また、今回のアルバムの大きな特徴なのが2000年代前後のヒット曲をサンプリングしている点。例えば「Phat Butt」ではDem Franchize Boyzの2004年のヒット曲「Oh I Think Dey Like Me」をサンプリング。「Gimmie A Light」では、Sean Paulの2002年のナンバー「Gimme the Light」からサンプリングしているなど、2000年前後のカルチャーを積極的に取り込んでいるとか。最近、2000年前後のファッションが再度注目を集めているそうですが、彼女もまた、流れに沿ったアルバムとなっています。日本でもかつて70年代が注目を集めたり、80年代が注目を集めたりしましたが、既に20年以上前になった2000年代。懐かしくも一定以下の世代には逆にある種の新しさを感じさせる点、注目を集めている要素でしょうか。(2000年代に青春期を過ごした世代が、会社の上席者となり、いろいろな意思決定が出来るような世代になった点も大きいかもしれませんが)

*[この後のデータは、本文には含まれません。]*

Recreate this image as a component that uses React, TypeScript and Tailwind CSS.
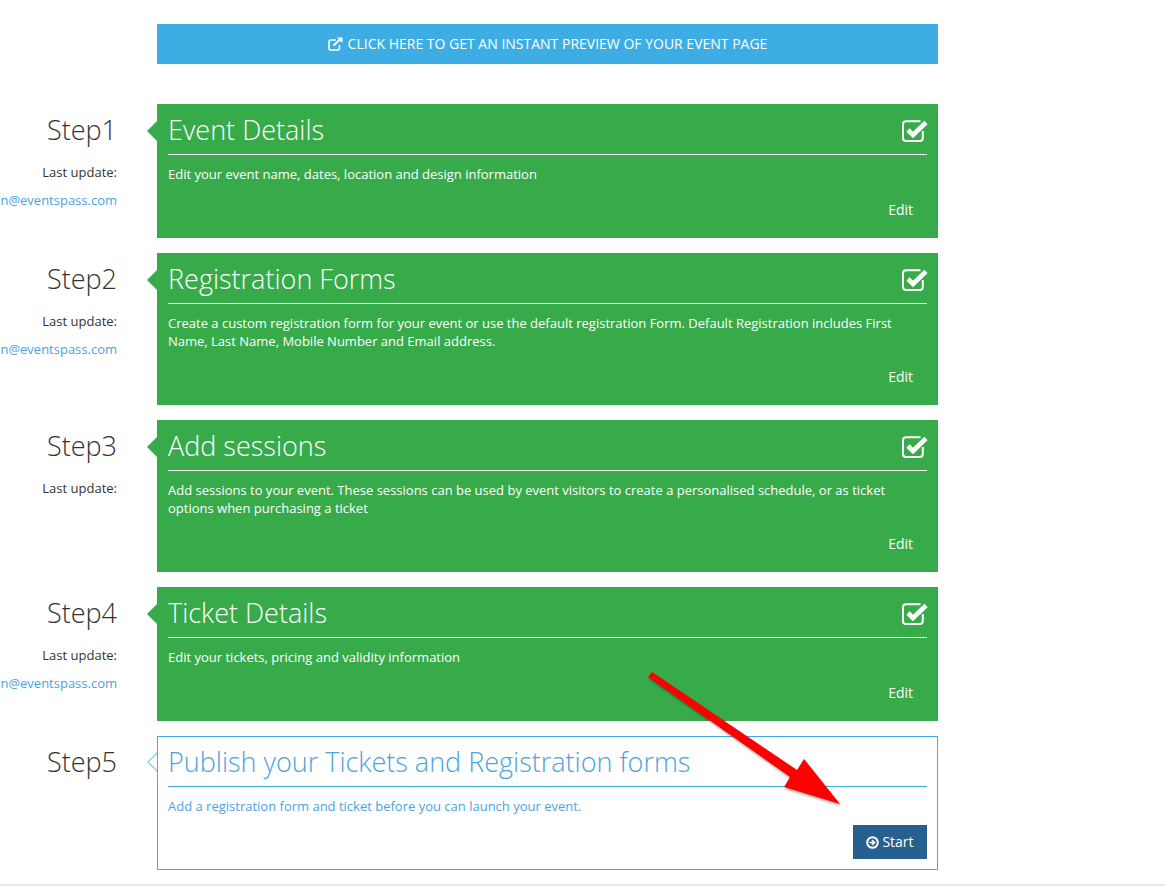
import React from 'react';

type Step = {
  label: string;
  title: string;
  text: string[];
  email?: string;
  height: string;
};

const steps: Step[] = [
  {
    label: 'Step1',
    title: 'Event Details',
    text: ['Edit your event name, dates, location and design information'],
    email: 'n@eventspass.com',
    height: 'h-[134px]',
  },
  {
    label: 'Step2',
    title: 'Registration Forms',
    text: [
      'Create a custom registration form for your event or use the default registration Form. Default Registration includes First',
      'Name, Last Name, Mobile Number and Email address.',
    ],
    email: 'n@eventspass.com',
    height: 'h-[152px]',
  },
  {
    label: 'Step3',
    title: 'Add sessions',
    text: [
      'Add sessions to your event. These sessions can be used by event visitors to create a personalised schedule, or as ticket',
      'options when purchasing a ticket',
    ],
    height: 'h-[152px]',
  },
  {
    label: 'Step4',
    title: 'Ticket Details',
    text: ['Edit your tickets, pricing and validity information'],
    email: 'n@eventspass.com',
    height: 'h-[134px]',
  },
];

const CheckIcon = () => (
  <svg className="mt-[3px] mr-[-1px]" width="26" height="23" viewBox="0 0 26 23" fill="none">
    <path d="M20.8 12v7a3 3 0 0 1-3 3H4a3 3 0 0 1-3-3V5.2a3 3 0 0 1 3-3h14.5" stroke="white" strokeWidth="2" />
    <path d="M6 11 L11 16 L24 3.5" stroke="white" strokeWidth="4.6" />
  </svg>
);

const StepSide = ({ label, email, noUpdate }: { label: string; email?: string; noUpdate?: boolean }) => (
  <div className="w-[117px] mr-[40px] shrink-0 flex flex-col items-end whitespace-nowrap">
    <div className="text-[27px] leading-[36px] font-light text-[#333] mt-[8px]">{label}</div>
    {!noUpdate && <div className="text-[13px] leading-[18px] text-[#333] mt-[15px]">Last update:</div>}
    {email && <div className="text-[13px] leading-[18px] text-[#4ba3df] mt-[10px]">{email}</div>}
  </div>
);

export default function App() {
  return (
    <div className="relative h-[886px] w-[1165px] overflow-hidden bg-white font-['Open_Sans',sans-serif]">
      <div className="pt-[24px] pl-[157px]">
        <div className="w-[781px] h-[40px] bg-[#3eade3] flex items-center justify-center gap-[5px] text-white text-[14px]">
          <svg width="15" height="14" viewBox="0 0 15 14" fill="none">
            <path d="M11.5 8v3.2a1.8 1.8 0 0 1-1.8 1.8H2.8A1.8 1.8 0 0 1 1 11.2V4.8A1.8 1.8 0 0 1 2.8 3H8" stroke="white" strokeWidth="1.6" />
            <path d="M5.5 8.5 L12 2.5" stroke="white" strokeWidth="2" />
            <path d="M8.8 0.5 H14.5 V6 Z" fill="white" />
          </svg>
          <span className="-mt-[1px]">CLICK HERE TO GET AN INSTANT PREVIEW OF YOUR EVENT PAGE</span>
        </div>
      </div>

      <div className="mt-[40px] flex flex-col gap-[15px]">
        {steps.map((step) => (
          <div key={step.label} className="flex">
            <StepSide label={step.label} email={step.email} />
            <div className={`relative w-[781px] ${step.height} bg-[#37aa4a] text-white px-[11px] flex flex-col`}>
              <div className="absolute left-[-10px] top-[17px] w-0 h-0 border-y-[10px] border-y-transparent border-r-[10px] border-r-[#37aa4a]" />
              <div className="h-[51px] border-b border-white flex items-center justify-between">
                <div className="text-[27px] font-light leading-[36px] mt-[2px]">{step.title}</div>
                <CheckIcon />
              </div>
              <div className="mt-[10px] text-[13px] leading-[18px]">
                {step.text.map((line) => (
                  <div key={line} className="whitespace-nowrap">{line}</div>
                ))}
              </div>
              <div className="mt-auto mb-[19px] text-right text-[14px] leading-[19px] pr-[14px]">Edit</div>
            </div>
          </div>
        ))}

        <div className="flex">
          <StepSide label="Step5" noUpdate />
          <div className="relative w-[781px] h-[134px] border border-[#3eade3] px-[10px] flex flex-col">
            <div className="absolute left-[-11px] top-[15px] w-0 h-0 border-y-[10px] border-y-transparent border-r-[10px] border-r-[#8fd0ef]" />
            <div className="absolute left-[-9px] top-[17px] w-0 h-0 border-y-[8px] border-y-transparent border-r-[8px] border-r-white" />
            <div className="h-[50px] border-b border-[#3eade3] flex items-center">
              <div className="text-[27px] font-light leading-[36px] mt-[1px] text-[#4ba3df]">Publish your Tickets and Registration forms</div>
            </div>
            <div className="mt-[10px] text-[13px] leading-[18px] text-[#4ba3df]">Add a registration form and ticket before you can launch your event.</div>
            <div className="mt-auto mb-[10px] self-end w-[74px] h-[34px] bg-[#25608f] text-white text-[14px] flex items-center justify-center gap-[3px]">
              <svg width="13" height="13" viewBox="0 0 13 13" fill="none">
                <circle cx="6.5" cy="6.5" r="5.3" stroke="white" strokeWidth="2" />
                <path d="M3.5 6.5 H8 M6 4 L8.6 6.5 L6 9" stroke="white" strokeWidth="1.6" />
              </svg>
              <span className="-mt-[1px]">Start</span>
            </div>
          </div>
        </div>
      </div>

      <div className="absolute left-0 right-0 top-[884px] h-[2px] bg-[#e8e8e8]" />

      {/* red annotation arrow drawn over the page */}
      <svg className="absolute left-0 top-0 pointer-events-none drop-shadow-[1px_2px_1px_rgba(0,0,0,0.35)]" width="1165" height="886" viewBox="0 0 1165 886">
        <polygon points="652,672 797,770 804,759 840,804 784,787 790,777 648,677" fill="#ff0000" />
      </svg>
    </div>
  );
}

そんな懐かしくも新しい作品。ただ、HIP HOP等の詳しくない方にとっては、どこまで懐かしさを感じるのかは微妙なのですが…。ただ、リズミカルなエレクトロビートを軸とした楽曲は、HIP HOPをあまり聴かない層にとっても耳なじみやすく、25分という短さもあって、飽きることなく最後まで楽しめるアルバムになっていました。シングルのヒットにもかかわらず、本作はビルボードのHot Albumsではベスト10入りは逃しており、まだまだ彼女自身の人気の面ではこれからの部分もあるのですが、今後、さらなる人気の上昇も期待されます。今、もっとも注目すべきHIP HOPミュージシャンの一人であることは間違いないでしょう。今後の活躍にも注目です。
評価:★★★★★
Ice Spice 過去の作品
Like...?
ほかに聴いたアルバム
Absolute Elsewhere/Blood Incantation
アメリカのデスメタルバンドによる4枚目のアルバム。彼らのアルバムを聴くのは前々作「Hidden History Of The Human Race」以来となるのですが、ダイナミックでヘヴィーなバンドサウンドとデス声という組み合わせは、いかにもデスメタル然とはしているものの、今回のアルバムではエレクトロサウンドを取り入れたり、トライバルなリズムを取り入れたり、様式美に陥らない様々な試みがユニーク。バンドとしての挑戦心も感じられる作品でした。
評価:★★★★
Blood Incantation 過去の作品
Hidden History Of The Human Race
Maple to Paper/Becca Stevens
ジャズやフォークのジャンルで活躍するアメリカのシンガーソングライターによる新作。本編はすべて弾き語りによる作品で、アコースティックギターのみの演奏をバックにメランコリックに歌い上げる優しいボーカルが魅力的な作品に。清涼感あるボーカルで、時には優しく、時には切なくメランコリックに聴かせる歌声も魅力的な作品でした。